Hence, while US planes were attacking troops and military installations in Libya, Mr Obama went ahead with his scheduled trip to Brazil and Chile, while Defense Secretary Robert Gates flew to Moscow for meetings with Russian officials. Mr Obama has also refrained from asking Congress to support his decision to go to what he seems to be marketing to the lawmakers and the American public as a not-really-a-war that, in any case, is not led by the US.

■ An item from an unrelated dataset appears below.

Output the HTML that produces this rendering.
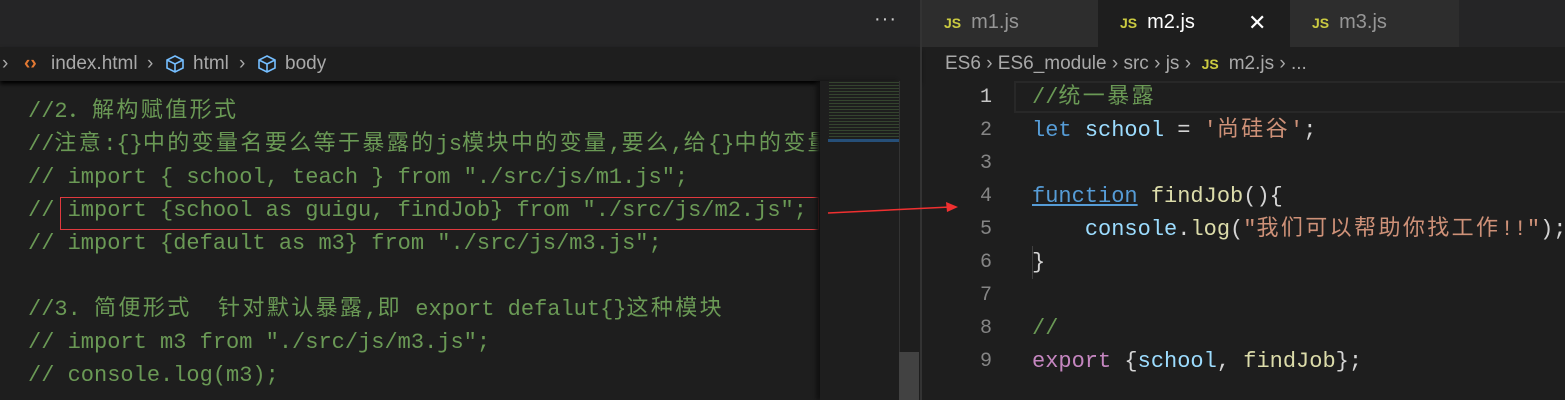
<!DOCTYPE html>
<html><head><meta charset="utf-8"><style>
*{margin:0;padding:0;box-sizing:border-box}
body{width:1565px;height:400px;background:#1e1e1e;overflow:hidden;position:relative;font-family:"Liberation Sans","Noto Sans CJK SC",sans-serif}
.abs{position:absolute}
.code{font-family:"Liberation Mono","Noto Sans CJK SC",monospace;font-size:22px;white-space:pre;line-height:33px}
.z{letter-spacing:2.4px}
.c{color:#6a9955}
.ln{color:#858585;font-family:"Liberation Mono",monospace;font-size:20px;width:40px;text-align:right;line-height:33px}
.tab{position:absolute;top:0;height:47px;background:#2d2d2d;color:#969696;font-size:20px;line-height:45px}
.js{color:#cbcb41;font-weight:bold;font-size:14px;margin-right:10px}
.bc{color:#a9a9a9;font-size:19px;line-height:34px}
</style></head><body>
<div class="abs" style="left:0;top:0;width:920px;height:47px;background:#252526"></div>
<div class="abs" style="left:874px;top:8px;color:#ccc;font-size:20px;letter-spacing:1px">···</div>
<div class="abs bc" style="left:0;top:47px;width:920px;height:34px;background:#1e1e1e;box-shadow:0 3px 4px #000">
<span style="position:absolute;left:2px">›</span>
<span style="position:absolute;left:24px;color:#e37933;font-weight:bold">‹›</span>
<span style="position:absolute;left:51px">index.html</span>
<span style="position:absolute;left:147px">›</span>
<svg class="abs" style="left:165px;top:8px" width="20" height="18" viewBox="0 0 20 18"><path d="M10 1L18 5V13L10 17L2 13V5Z M2 5L10 9L18 5 M10 9V17" fill="none" stroke="#75beff" stroke-width="1.6"/></svg>
<span style="position:absolute;left:193px">html</span>
<span style="position:absolute;left:239px">›</span>
<svg class="abs" style="left:257px;top:8px" width="20" height="18" viewBox="0 0 20 18"><path d="M10 1L18 5V13L10 17L2 13V5Z M2 5L10 9L18 5 M10 9V17" fill="none" stroke="#75beff" stroke-width="1.6"/></svg>
<span style="position:absolute;left:285px">body</span>
</div>
<div class="abs code c" style="left:28px;top:95px">//2<span class="z">．解构赋值形式</span>
//<span class="z">注意</span>:{}<span class="z">中的变量名要么等于暴露的</span>js<span class="z">模块中的变量</span>,<span class="z">要么</span>,<span class="z">给</span>{}<span class="z">中的变量</span>
// import { school, teach } from "./src/js/m1.js";
// import {school as guigu, findJob} from "./src/js/m2.js";
// import {default as m3} from "./src/js/m3.js";

//3. <span class="z">简便形式</span>  <span class="z">针对默认暴露</span>,<span class="z">即</span> export defalut{}<span class="z">这种模块</span>
// import m3 from "./src/js/m3.js";
// console.log(m3);</div>
<div class="abs" style="left:60px;top:197px;width:759px;height:33px;border:1px solid #e0393e"></div>
<div class="abs" style="left:820px;top:81px;width:80px;height:319px;background:#1e1e1e;box-shadow:-4px 0 4px #111"></div>
<div class="abs" style="left:829px;top:80px;width:70px;height:60px;opacity:.5;background:repeating-linear-gradient(#1e1e1e 0 2px,#4a6a3e 2px 3px)"></div>
<div class="abs" style="left:828px;top:139px;width:71px;height:3px;background:#264f78"></div>
<div class="abs" style="left:899px;top:81px;width:21px;height:319px;background:#1e1e1e;border-left:1px solid #333"></div>
<div class="abs" style="left:899px;top:352px;width:20px;height:48px;background:#424242"></div>
<div class="abs" style="left:920px;top:0;width:2px;height:400px;background:#333"></div>
<div class="abs" style="left:922px;top:0;width:643px;height:47px;background:#252526"></div>
<div class="tab" style="left:922px;width:176px;padding-left:22px"><span class="js">JS</span>m1.js</div>
<div class="tab" style="left:1098px;width:192px;padding-left:22px;background:#1e1e1e;color:#fff"><span class="js">JS</span>m2.js<span style="position:absolute;left:150px;top:0;font-size:22px">✕</span></div>
<div class="tab" style="left:1290px;width:169px;padding-left:22px"><span class="js">JS</span>m3.js</div>
<div class="abs bc" style="left:945px;top:47px">ES6 › ES6_module › src › js › &nbsp;<span class="js">JS</span>m2.js › ...</div>
<div class="abs" style="left:1014px;top:81px;width:551px;height:32px;border:2px solid #282828;border-right:none"></div>
<div class="abs" style="left:952px;top:81px">
<div class="ln" style="color:#c6c6c6">1</div><div class="ln">2</div><div class="ln">3</div><div class="ln">4</div><div class="ln">5</div><div class="ln">6</div><div class="ln">7</div><div class="ln">8</div><div class="ln">9</div>
</div>
<div class="abs" style="left:1032px;top:246px;width:1px;height:33px;background:#404040"></div>
<div class="abs code" style="left:1032px;top:81px;color:#d4d4d4"><span class="c">//<span class="z">统一暴露</span></span>
<span style="color:#569cd6">let</span> <span style="color:#9cdcfe">school</span> = <span style="color:#ce9178">'<span class="z">尚硅谷</span>'</span>;

<span style="color:#569cd6;text-decoration:underline">function</span> <span style="color:#dcdcaa">findJob</span>(){
    <span style="color:#9cdcfe">console</span>.<span style="color:#dcdcaa">log</span>(<span style="color:#ce9178">"<span class="z">我们可以帮助你找工作</span>!!"</span>);
}

<span class="c">//</span>
<span style="color:#c586c0">export</span> {<span style="color:#9cdcfe">school</span>, <span style="color:#dcdcaa">findJob</span>};</div>
<svg class="abs" style="left:0;top:0" width="1565" height="400"><line x1="828" y1="213" x2="950" y2="207" stroke="#f03030" stroke-width="1.5"/><path d="M958 207L946 202L947 212Z" fill="#f03030"/></svg>
</body></html>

But there are several problems with the 'multilateral' pose of the Obama administration. First, policies being pursued by a multilateral institution constitute the sum of the policy decisions made by its members; and when it comes to military actions, the powerful members of the institutions. Or to paraphrase the slogan of the American National Rifle Association ('It is not guns that kill people; it is people who kill people'), it is not multilateral institutions that go to war; it is governments who make that decision.'

And for most of the post-World War II era, it was the US as the hegemonic power in the Western alliance that has made it possible to bring about the kind of collective military action under which its military allies were willing to contribute troops and financial resources. The first Gulf War was the most dramatic demonstration of such multilateral military operations led by the US in the post-Cold War era.

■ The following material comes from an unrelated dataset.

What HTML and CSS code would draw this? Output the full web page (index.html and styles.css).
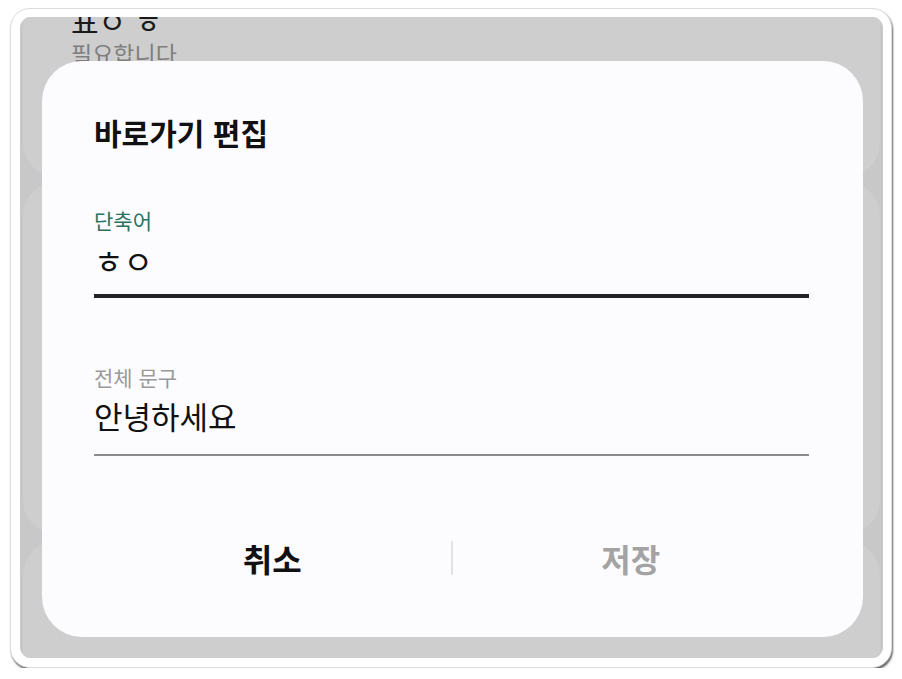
FILE: index.html
```html
<!DOCTYPE html>
<html lang="ko">
<head>
<meta charset="utf-8">
<title>바로가기 편집</title>
<link rel="stylesheet" href="styles.css">
</head>
<body>
<div class="frame">
  <div class="screen">
    <div class="bg-card bg-card-top">
      <div class="bg-title">표ㅇ ㅎ</div>
      <div class="bg-sub">필요합니다</div>
    </div>
    <div class="bg-card bg-card-mid"></div>
    <div class="bg-card bg-card-bottom"></div>

    <div class="dialog">
      <h1 class="dialog-title">바로가기 편집</h1>

      <div class="field field-active">
        <div class="field-label">단축어</div>
        <div class="field-value field-value-jamo">ㅎㅇ</div>
      </div>

      <div class="field field-plain">
        <div class="field-label">전체 문구</div>
        <div class="field-value">안녕하세요</div>
      </div>

      <div class="actions">
        <div class="btn btn-cancel">취소</div>
        <div class="divider"></div>
        <div class="btn btn-save">저장</div>
      </div>
    </div>
  </div>
</div>
</body>
</html>
```

FILE: styles.css
```css
* { box-sizing: border-box; }

html, body {
  margin: 0;
  padding: 0;
  background: #ffffff;
  font-family: "Noto Sans CJK KR", "Noto Sans", sans-serif;
}

.frame {
  margin: 8px 0 0 10px;
  width: 882px;
  height: 660px;
  padding: 8px 8px 9px 9px;
  background: #ffffff;
  border: 1px solid #dcdcdc;
  border-radius: 20px;
  box-shadow: 1px 2px 2px rgba(0, 0, 0, 0.6);
}

.screen {
  position: relative;
  width: 100%;
  height: 100%;
  background: #c8c8c8;
  border-radius: 11px;
  overflow: hidden;
}

.bg-card {
  position: absolute;
  left: 3px;
  right: 3px;
  background: #cecece;
  border-radius: 34px;
}

.bg-card-top {
  top: -40px;
  height: 200px;
  padding: 0 0 0 48px;
}

.bg-card-mid {
  top: 165px;
  height: 352px;
}

.bg-card-bottom {
  top: 524px;
  height: 200px;
}

.bg-title {
  margin-top: 28px;
  font-size: 30px;
  line-height: 30px;
  color: #1a1a1a;
}

.bg-sub {
  margin-top: 4px;
  font-size: 23px;
  line-height: 28px;
  color: #7e7e7e;
}

.dialog {
  position: absolute;
  left: 22px;
  top: 44px;
  width: 821px;
  height: 576px;
  background: #fcfcfe;
  border-radius: 40px;
  padding: 51px 54px 0 52px;
  display: flex;
  flex-direction: column;
}

.dialog-title {
  margin: 0;
  font-size: 30px;
  line-height: 40px;
  font-weight: 700;
  color: #111111;
}

.field-label {
  font-size: 21px;
  line-height: 26px;
  color: #9a9a9a;
}

.field-value {
  font-size: 31px;
  line-height: 38px;
  color: #111111;
}

.field-active {
  margin-top: 55px;
  padding-bottom: 15px;
  border-bottom: 4px solid #232323;
}

.field-active .field-label {
  color: #2b7361;
}

.field-value-jamo {
  margin-top: 8px;
  font-size: 32px;
}

.field-plain {
  margin-top: 66px;
  padding-bottom: 19px;
  border-bottom: 2px solid #8c8c8c;
}

.field-plain .field-value {
  margin-top: 7px;
}

.actions {
  margin-top: 82px;
  display: flex;
  align-items: center;
  height: 40px;
}

.btn {
  flex: 1;
  text-align: center;
  font-size: 32px;
  line-height: 40px;
  font-weight: 700;
}

.btn-cancel { color: #111111; }
.btn-save { color: #a3a3a3; }

.divider {
  width: 2px;
  height: 34px;
  background: #e2e2e4;
}
```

And former president George WH Bush (Bush the first) did bring on board then not only Nato and Japan, but also several Arab governments, and other military allies who ended up making a serious contribution to the first military operation against Saddam Hussein.

But it was US leadership and massive military machine that had made the difference then as well as in the military campaigns against Serbia during the wars in the Balkans. For better or for worst, multilateralism in all these cases meant that the US had the political will and the power to lead these collective actions - that, in essence, seemed to accord with core US national interest (although many Americans had challenged that assumption during the attacks on Serbia).

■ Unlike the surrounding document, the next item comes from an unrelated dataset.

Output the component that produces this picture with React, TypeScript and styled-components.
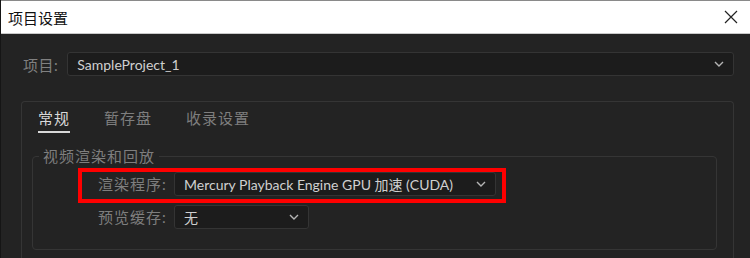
import styled, { createGlobalStyle } from 'styled-components';

const GlobalStyle = createGlobalStyle`
  html, body {
    margin: 0;
    padding: 0;
    background: #232323;
  }
  #root {
    width: 750px;
    height: 258px;
    overflow: hidden;
  }
`;

const FONT = `Lato, "Noto Sans CJK SC", sans-serif`;

function Chevron() {
  return (
    <svg width="10" height="6" viewBox="0 0 10 6">
      <path d="M1 1 L5 5 L9 1" fill="none" stroke="#b5b5b5" strokeWidth="1.4" />
    </svg>
  );
}

interface SelectProps {
  value: string;
  width: number;
}

function Select({ value, width }: SelectProps) {
  return (
    <SelectBox style={{ width }}>
      <SelectText>{value}</SelectText>
      <Chevron />
    </SelectBox>
  );
}

function App() {
  const tabs = ['常规', '暂存盘', '收录设置'];

  return (
    <Window>
      <GlobalStyle />
      <TitleBar>
        <Title>项目设置</Title>
        <CloseButton>
          <svg width="14" height="14" viewBox="0 0 14 14">
            <path d="M1 1 L13 13 M13 1 L1 13" stroke="#222" strokeWidth="1.2" />
          </svg>
        </CloseButton>
      </TitleBar>
      <Body>
        <ProjectRow>
          <ProjectLabel>项目:</ProjectLabel>
          <ProjectSelect>
            <SelectText>SampleProject_1</SelectText>
            <Chevron />
          </ProjectSelect>
        </ProjectRow>
        <Panel>
          <TabBar>
            {tabs.map((t, i) => (
              <Tab key={t} active={i === 0}>
                {t}
              </Tab>
            ))}
          </TabBar>
          <Group>
            <Legend>视频渲染和回放</Legend>
            <FormRow highlighted>
              <FieldLabel>渲染程序:</FieldLabel>
              <Select value="Mercury Playback Engine GPU 加速 (CUDA)" width={322} />
            </FormRow>
            <FormRow>
              <FieldLabel>预览缓存:</FieldLabel>
              <Select value="无" width={135} />
            </FormRow>
          </Group>
        </Panel>
      </Body>
    </Window>
  );
}
export default App;

const Window = styled.div`
  width: 750px;
  height: 258px;
  display: flex;
  flex-direction: column;
  background: #232323;
  font-family: ${FONT};
  box-sizing: border-box;
  border-left: 1px solid #151515;
`;
const TitleBar = styled.div`
  height: 34px;
  flex-shrink: 0;
  display: flex;
  align-items: center;
  justify-content: space-between;
  background: #ffffff;
  border-top: 1px solid #8a8a8a;
  border-bottom: 1px solid #c9c9c9;
  box-sizing: border-box;
  padding: 0 12px 0 7px;
`;
const Title = styled.div`
  font-family: "Noto Sans CJK SC", sans-serif;
  font-size: 15px;
  color: #111;
`;
const CloseButton = styled.div`
  display: flex;
  align-items: center;
`;
const Body = styled.div`
  flex: 1;
  display: flex;
  flex-direction: column;
  padding: 18px 16px 0 20px;
  min-height: 0;
`;
const ProjectRow = styled.div`
  display: flex;
  align-items: center;
  gap: 9px;
`;
const ProjectLabel = styled.div`
  font-size: 15px;
  letter-spacing: 0.5px;
  color: #808080;
  padding-left: 2px;
`;
const SelectBox = styled.div`
  height: 24px;
  box-sizing: border-box;
  display: flex;
  align-items: center;
  justify-content: space-between;
  padding: 0 9px 0 9px;
  background: #1c1c1c;
  border: 1px solid #343434;
  border-radius: 3px;
`;
const ProjectSelect = styled(SelectBox)`
  flex: 1;
  height: 24px;
`;
const SelectText = styled.span`
  font-size: 14px;
  letter-spacing: 0;
  color: #d0d0d0;
  white-space: nowrap;
`;
const Panel = styled.div`
  margin-top: 25px;
  flex: 1;
  border: 1px solid #353535;
  border-bottom: none;
  border-radius: 4px 4px 0 0;
  padding: 0 16px 0 10px;
`;
const TabBar = styled.div`
  display: flex;
  gap: 34px;
  padding: 6px 0 0 6px;
`;
const Tab = styled.div<{ active?: boolean }>`
  font-size: 15px;
  line-height: 20px;
  letter-spacing: 1px;
  padding: 0 0 3px 0;
  color: ${(p) => (p.active ? '#d8d8d8' : '#7e7e7e')};
  border-bottom: 2px solid ${(p) => (p.active ? '#d8d8d8' : 'transparent')};
`;
const Group = styled.fieldset`
  margin: 13px 0 0 0;
  padding: 0 0 13px 0;
  border: 1px solid #353535;
  border-radius: 4px;
  min-width: 0;
`;
const Legend = styled.legend`
  font-size: 15px;
  line-height: 20px;
  letter-spacing: 1px;
  color: #7e7e7e;
  padding: 0 4px;
  margin-left: 6px;
`;
const FormRow = styled.div<{ highlighted?: boolean }>`
  display: flex;
  align-items: flex-start;
  gap: 8px;
  width: fit-content;
  padding: 0 6px 3px 16px;
  margin-left: 45px;
  border: 4px solid ${(p) => (p.highlighted ? '#ff0000' : 'transparent')};
  margin-top: ${(p) => (p.highlighted ? '2px' : '-2px')};
`;
const FieldLabel = styled.div`
  width: 68px;
  text-align: right;
  font-size: 15px;
  line-height: 24px;
  letter-spacing: 1px;
  color: #7e7e7e;
  white-space: nowrap;
`;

That Bush the second decided to take unilateral military action against Iraq had nothing to do with his disdain for the UN and for Old Europe. He moved in a unilateral direction because he couldn't win support from the Security Council and from other leading military powers - with the exception of Britain and Australia.

The reason they refused to jump on board was that most of their governments concluded that invading Iraq would run contrary to their respective national interest. At the same time, the second Bush administration lacked the diplomatic and military leverage to get these governments to join the campaign for 'regime change' in Baghdad.

But to be fair to Mr Obama's predecessor, while he was lobbying for the support of other governments for taking action against Iraq, he didn't pretend that he was going to re-enforce the NFZ in Iraq or to further isolate Saddam Hussein. It was clear that he was planning to invade Iraq.

Mr Obama, on the other hand, seems to be trying to be play it both ways - committing the US to imposing an NFZ and to defending innocent civilians while at the same time, implying that he wants Libya's Col Gaddafi out, which sounds like . . . mmm . . . regime change?

And Mr Obama's attempt to downplay the military role that the US is playing in Libya while proposing that France and Britain are going to lead the military charge sounds a bit confusing to the American people who, according to opinion polls, are opposed to using of US military power to get rid of Col Gaddafi.

Indeed, Americans who are recovering from the worst economic crisis since the Great Depression, trying to control out-of-control deficits, and fighting in two wars in the Middle East, are not ready to get sucked into a third quagmire in the Middle East. A recent Washington Post polls suggested that 64 per cent of Americans believe that the war in Afghanistan is not worth fighting. A Gallup poll indicated that 50 per cent of the public supports the notion that the US 'should mind its own business internationally and let other countries get along the best they can on their own'.

Strategic sense

The notion that Britain, France, Italy and the other southern European governments take the lead in dealing with the upheaval in Libya makes a lot of sense. After all, Libya is in their strategic backyard, occupying the same position that Mexico does vis-a-vis the US. Yet, notwithstanding Mr Obama's rhetoric, there is no sign that the Europeans are ready to play that role in or outside of Nato or to contribute the major share of the troops and money that would be required if and when it becomes clear that only the deployment of ground troops would make it possible to defeat Col Gaddafi and his supporters.

And members of the Arab League are already indicating that they might reconsider their support for the military operation in Libya if it goes beyond the establishment of an NFZ.

In a way, Mr Obama's initial reluctance to get the US military involved in Libya made more strategic sense than the current approach. Mr Obama's stance now fails to create enough incentives for the Europeans to assert their diplomatic and military power in the region while making it more likely that the US will end up being sucked into the conflict.

That represents neither unilateralism nor multilateralism. It's a confusing and self-defeating policy that will satisfy no one.